Employee-led volunteering is the best volunteering
Surveys are great when people answer them, but the best kind of volunteer projects are the ones that come directly from our employees. When they come to me with a project idea or nonprofit they want to work with, I know they are committed to volunteering, and they will get their work friends and teams on board. These projects take more time and effort to plan, but the impact on the employees and the populations we work with is undeniable.
Quantitative KPIs are great, but so are qualitative KPIs
Numbers are everything in the corporate world, but sometimes the impact of a CSR program can not be expressed in numbers. While I track quantitative statistics like volunteer hours, who volunteers, and the people our volunteering impacts, it’s the personal testimonials from the nonprofits and our volunteers that speak to our programs’ success. To keep track of this qualitative and meaningful feedback, I take screenshots when my colleagues reach out to thank me or compliment the CSR program, and I keep these screenshots handy in a folder on my laptop. I pull these out when I am creating a quarterly report or year-end review, and they help to reaffirm the work I am doing.

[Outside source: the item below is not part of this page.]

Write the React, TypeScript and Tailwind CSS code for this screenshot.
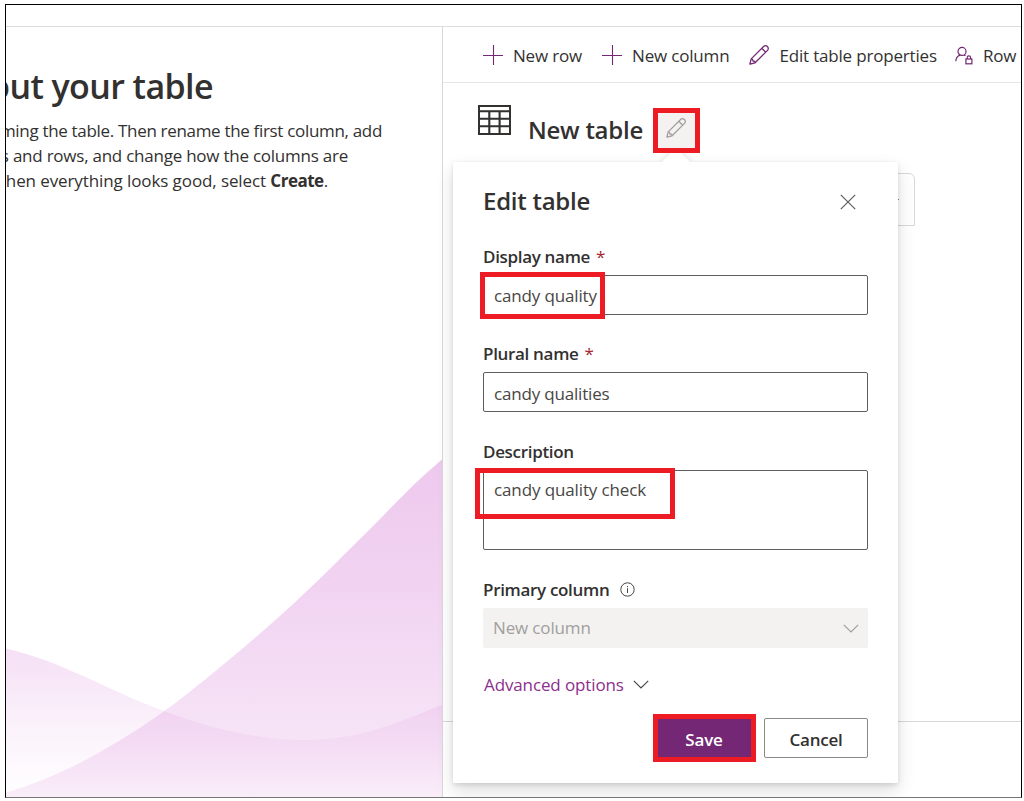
import type { ReactNode } from "react";

function PlusIcon() {
  return (
    <svg width="20" height="20" viewBox="0 0 20 20" fill="none" stroke="#742774" strokeWidth="1.1" className="shrink-0">
      <path d="M0 10.5H20M10.5 0V20" />
    </svg>
  );
}

function PencilIcon({ color }: { color: string }) {
  return (
    <svg width="20" height="20" viewBox="0 0 20 20" fill="none" stroke={color} strokeWidth="1.3" strokeLinejoin="round" className="shrink-0">
      <path d="M0.9 19.1L2.2 13.9L14.6 1.5C15.7 .4 17.3 .4 18.4 1.5C19.6 2.7 19.6 4.3 18.5 5.4L6.1 17.8Z" />
      <path d="M2.2 13.9C3.4 14 4 14.6 4 16C5.3 16 6 16.6 6.1 17.8" />
      <path d="M12.8 3.3L16.7 7.2" />
    </svg>
  );
}

function PersonLockIcon() {
  return (
    <svg width="18" height="20" viewBox="0 0 18 20" fill="none" stroke="#742774" strokeWidth="1.2" className="-ml-[2px] shrink-0">
      <circle cx="7" cy="6.4" r="4" />
      <path d="M0.8 16.2C1 13 2.8 10.9 5 10.1M9 10C9.6 10.2 10.1 10.5 10.5 10.9" />
      <rect x="10.9" y="14" width="6" height="4.8" />
      <path d="M12.2 14V12.4C12.2 11.4 12.9 10.8 13.9 10.8S15.6 11.4 15.6 12.4V14" />
    </svg>
  );
}

function TableIcon() {
  return (
    <svg width="33" height="30" viewBox="0 0 33 30" fill="none" stroke="#323130" className="shrink-0">
      <rect x="1" y="1" width="31" height="28" strokeWidth="2" />
      <path d="M1 6.3H32M1 13.8H32M1 21.3H32" strokeWidth="2.1" />
      <path d="M11.3 6V29M21.6 6V29" strokeWidth="2.1" />
    </svg>
  );
}

function Chevron({ color }: { color: string }) {
  return (
    <svg width="16" height="9" viewBox="0 0 16 9" fill="none" stroke={color} strokeWidth="1.2">
      <path d="M0.8 0.8L8 8L15.2 0.8" />
    </svg>
  );
}

function Command({ icon, children }: { icon: ReactNode; children: ReactNode }) {
  return (
    <div className="flex shrink-0 items-center gap-[10px]">
      {icon}
      <span className="pt-[2px]">{children}</span>
    </div>
  );
}

function Label({ required, children }: { required?: boolean; children: ReactNode }) {
  return (
    <div className="flex h-[31px] items-start pt-px text-[17px] leading-[24px] font-semibold tracking-[-0.32px] text-[#323130]">
      {children}
      {required && <span className="pl-[6px] font-normal text-[#a4262c]">*</span>}
    </div>
  );
}

function Waves() {
  return (
    <svg width="436" height="340" viewBox="6 458 436 340" className="block shrink-0">
      <defs>
        <linearGradient id="rise" gradientUnits="userSpaceOnUse" x1="0" y1="460" x2="0" y2="798">
          <stop offset="0" stopColor="#c850c8" stopOpacity=".31" />
          <stop offset=".4" stopColor="#c850c8" stopOpacity=".245" />
          <stop offset=".83" stopColor="#c850c8" stopOpacity=".155" />
          <stop offset="1" stopColor="#c850c8" stopOpacity=".1" />
        </linearGradient>
        <linearGradient id="dip" gradientUnits="userSpaceOnUse" x1="0" y1="649" x2="0" y2="798">
          <stop offset="0" stopColor="#c850c8" stopOpacity=".18" />
          <stop offset=".5" stopColor="#c850c8" stopOpacity=".08" />
          <stop offset="1" stopColor="#c850c8" stopOpacity="0" />
        </linearGradient>
      </defs>
      <path fill="url(#rise)" d="M442 460.5C420 479 401 498 380 520C340 560 306 594 280 617C245 648 190 694 163 713C110 750 60 778 6 793.5V798H442Z" />
      <path fill="url(#dip)" d="M6 649.5C64 663 104 690 164 712C215 731 260 741 305 741C355 741 392 727 442 705.5V798H6Z" />
    </svg>
  );
}

export default function App() {
  return (
    <div className="h-[801px] w-[1024px] overflow-hidden bg-white pt-1 pl-[5px] font-['Open_Sans',sans-serif] text-[#323130]">
      <div className="relative flex h-[794px] w-[1017px] flex-col overflow-hidden border border-black border-b-[#767676]">
        <div className="h-[22px] shrink-0 border-b border-[#dcdcdc]" />
        <div className="flex min-h-0 flex-1">
          <section className="flex w-[437px] shrink-0 flex-col justify-between overflow-hidden border-r border-[#d8d8d8]">
            <div className="flex flex-col items-start pt-[34px]">
              <div className="flex w-[207px] justify-end">
                <h1 className="text-[34px] leading-[50px] font-semibold tracking-[-0.6px] whitespace-nowrap">about your table</h1>
              </div>
              <div className="flex flex-col items-start pt-[7px] text-[17px] leading-[25px] whitespace-nowrap">
                <p className="flex w-[376px] justify-end tracking-[-0.32px]">naming the table. Then rename the first column, add</p>
                <p className="flex w-[342px] justify-end tracking-[-0.24px]">columns and rows, and change how the columns are</p>
                <p className="flex w-[322px] justify-end tracking-[-0.1px]">
                  <span>
                    When everything looks good, select <b className="tracking-[-0.5px]">Create</b>.
                  </span>
                </p>
              </div>
            </div>
            <Waves />
          </section>
          <section className="flex min-w-0 flex-1 flex-col">
            <div className="flex h-14 shrink-0 items-center gap-5 border-b border-[#e6e6e6] pl-10 text-[17px] tracking-[-0.18px] whitespace-nowrap">
              <Command icon={<PlusIcon />}>New row</Command>
              <Command icon={<PlusIcon />}>New column</Command>
              <Command icon={<PencilIcon color="#742774" />}>Edit table properties</Command>
              <Command icon={<PersonLockIcon />}>Row</Command>
            </div>
            <div className="flex h-[90px] shrink-0 items-start pt-[22px] pl-[35px]">
              <TableIcon />
              <h2 className="pt-[9px] pl-[17px] text-[24px] leading-[32px] font-semibold tracking-[-0.26px] whitespace-nowrap">New table</h2>
            </div>
            <div className="ml-10 flex h-[53px] w-[432px] shrink-0 items-center justify-end rounded-t-[6px] border border-[#d8d8d8]">
              <div className="mr-[15px] h-px w-[4px] bg-[#7a6fc0]" />
            </div>
            <div className="flex-1" />
            <div className="h-[76px] shrink-0 border-t border-[#d8d8d8]" />
          </section>
        </div>

        <div className="absolute top-[157px] left-[447px] h-[621px] w-[445px] rounded-[2px] bg-white shadow-[0_8px_18px_0_rgba(0,0,0,0.132),0_1.5px_4.5px_0_rgba(0,0,0,0.108)]">
          <div className="absolute -top-[10px] left-[213px] size-5 rotate-45 bg-white shadow-[0_0_8px_0_rgba(0,0,0,0.14)]" />
          <div className="relative flex h-full flex-col rounded-[2px] bg-white px-[30px] pt-5">
            <div className="flex h-10 shrink-0 items-center justify-between pr-3">
              <h3 className="pb-[2px] text-[24px] leading-[32px] font-semibold tracking-[-0.26px]">Edit table</h3>
              <svg width="16" height="16" viewBox="0 0 16 16" fill="none" stroke="#605e5c" strokeWidth="1.2">
                <path d="M0.8 0.8L15.2 15.2M15.2 0.8L0.8 15.2" />
              </svg>
            </div>
            <div className="flex flex-col pt-[22px]">
              <Label required>Display name</Label>
              <div className="flex h-10 items-center rounded-[2px] border border-[#605e5c] pt-[2px] pl-[10px] text-[17px] tracking-[-0.15px] text-[#484644]">candy quality</div>
            </div>
            <div className="flex flex-col pt-[26px]">
              <Label required>Plural name</Label>
              <div className="flex h-10 items-center rounded-[2px] border border-[#605e5c] pt-[3px] pl-[10px] text-[17px] tracking-[-0.18px] text-[#484644]">candy qualities</div>
            </div>
            <div className="flex flex-col pt-[27px]">
              <Label>Description</Label>
              <div className="h-20 rounded-[2px] border border-[#605e5c] pt-[7px] pl-[10px] text-[17px] leading-[24px] tracking-[-0.12px] text-[#484644]">candy quality check</div>
            </div>
            <div className="flex flex-col pt-[27px]">
              <div className="flex">
                <Label>Primary column</Label>
                <svg width="15" height="15" viewBox="0 0 15 15" fill="none" stroke="#484644" className="mt-[5px] ml-[11px]">
                  <circle cx="7.5" cy="7.5" r="6.7" />
                  <path d="M7.5 6.2V11M7.5 4V5.2" />
                </svg>
              </div>
              <div className="flex h-10 items-center justify-between rounded-[2px] bg-[#f3f2f1] pr-[9px] pl-[10px] text-[17px] tracking-[-0.15px] text-[#a19f9d]">
                <span>New column</span>
                <Chevron color="#a19f9d" />
              </div>
            </div>
            <div className="flex items-center gap-[9px] pt-[24px] pl-px text-[17px] leading-[24px] tracking-[-0.12px] text-[#8d2f8d]">
              <span className="relative top-px">Advanced options</span>
              <Chevron color="#484644" />
            </div>
            <div className="flex justify-end gap-3 pt-[22px] text-[17px] font-semibold tracking-[-0.2px]">
              <div className="flex h-10 w-[95px] items-center justify-center bg-[#742774] pt-1 pr-px text-white">Save</div>
              <div className="flex h-10 w-[104px] items-center justify-center rounded-[2px] border border-[#8a8886] pt-[3px]">Cancel</div>
            </div>
          </div>
        </div>

        <div className="absolute top-[103px] left-[647px] flex h-[45px] w-[47px] items-center justify-center border-5 border-[#ed1c24] bg-[#f3f2f1] pr-px pb-[5px]">
          <PencilIcon color="#a19f9d" />
        </div>
        <div className="absolute top-[267px] left-[474px] h-[47px] w-[125px] border-5 border-[#ed1c24]" />
        <div className="absolute top-[463px] left-[469px] h-[51px] w-[200px] border-5 border-[#ed1c24]" />
        <div className="absolute top-[709px] left-[647px] h-[48px] w-[103px] border-5 border-[#ed1c24]" />
      </div>
    </div>
  );
}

Find or create your CSR community
Seek out other CSR managers for networking. Networking will enable you to check in about nonprofits where you may want to start partnering and will help you discover new grassroots nonprofits. Learn from the challenges and successes of your peers, and share your journey to help them as well. And when it makes sense, you can collaborate with other companies to do good in your communities. For example, Riskified has partnered with Guesty, a property management software company, to create a mentoring program for neurodiverse people who want to work in tech. By partnering, we reached more mentees and created a bigger impact.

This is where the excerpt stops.